Eli Lilly, the Indiana-based pharmaceutical company perhaps best known for developing Prozac, has offered to conduct preliminary drug screening of compounds developed in academic labs. The company will screen the compounds using in vitro assays against Alzheimer’s disease, diabetes, cancer, and osteoporosis — all for the low, low price of getting the first shot at subsequent licensing deals or collaborations.
Lilly’s latest move is another sign of big pharma’s increasing creativity as it prowls academic labs for new early drug leads. Although broad agreements between universities and industry make some uneasy, pharma’s hunger for pipeline-replenishing drug candidates comes as funding agencies pressure academics to translate their results into therapies that will provide a clinical benefit. (See, for example, ‘Chemical screening centers get funding boost’ and ‘Flagship drug-development initiative picks projects’; subscription required). The result: more collaboration between the two sectors.

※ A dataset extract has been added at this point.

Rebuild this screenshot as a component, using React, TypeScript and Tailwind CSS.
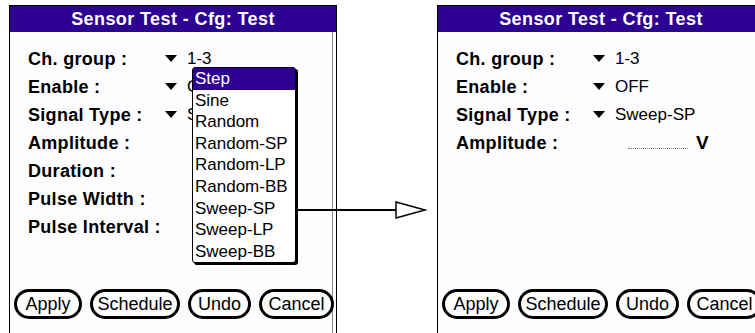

For Lilly’s latest endeavor, called the Phenotypic Drug Discovery programme (PD2), the company hammered out a universal material transfer agreement that would be signed by institutions, sparing researchers the hassle of negotiating individual agreements. The company also claims that the identity of submitted compounds will be kept secret, even from Lilly’s own researchers, by a special computer algorithm. According to The Scientist, about 65 institutions have already signed up.